When she dropped off her newest work for TEFAF, Duong joked that the oil paint was still wet. The self-portrait, of an intimate embrace, is part of a new body of work that is also on view in a solo show hosted by the gallery at Spring Place in Los Angeles (on view through September 1).
“I think this is really her time,” Isabelle Bscher added, noting that the gallery is waiting to announce an upcoming museum show for Duong. “She’s had an interesting career in movies and fashion and art, and the only place to go is up.”
—Sarah Cascone
Maternity (1977)
Dorothea Tanning
Booth: Kasmin, New York
What It Costs: $22,000
Why It’s Special: Working with the artist’s foundation, Kasmin recently staged Dorothea Tanning’s first major New York outing in decades, illuminating her work beyond the Surrealist masterpieces for which she is best work. The foundation also offered up a pair of small, surprisingly affordable oil pastel drawings that didn’t make it into the exhibition, but are instead on offer at the fair. (The other, Pastel Quiet, has never been publicly exhibited before and is priced at $24,000.)
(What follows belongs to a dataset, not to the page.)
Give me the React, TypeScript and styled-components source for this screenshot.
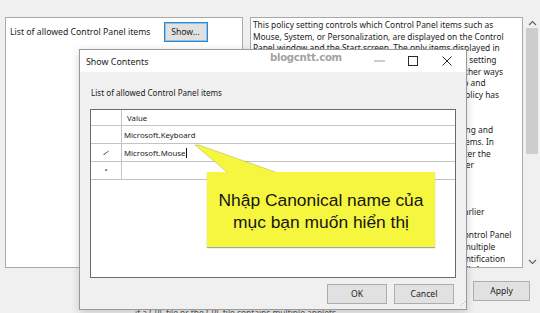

Maternity, which appeared in Tanning’s retrospective at the Tate Modern in London, was made relatively late in the artist’s 70-year career. “In the 1930s and ’40s, she did this hyperrealist Surrealist painting, but then she turned to gestural abstraction,” Kasmin senior director Eric Gleason told Artnet News. “Here, elements of figuration are coming back into the work in these abstracted, anthropomorphic forms.”
—Sarah Cascone
A Hawthorn and Tampopo Bud Bowl (2021)
Hitomi Hosono
Booth: Adrian Sassoon, London
What It Costs: $12,500
Why It’s Special: Japanese-born, London-based ceramicist Hitomi Hosono painstakingly sculpts lush, floral-inspired porcelain bowls and vases, which can be found in the collection of the British Museum.
“She just creates these exquisite, lace-like pieces,” Olivia Bridges of Adrian Sassoon gallery told Artnet News. “She throws a plain vessel and then she hand molds and carves each individual leaf, layering as she goes. There’s this fantastic build up of decoration.”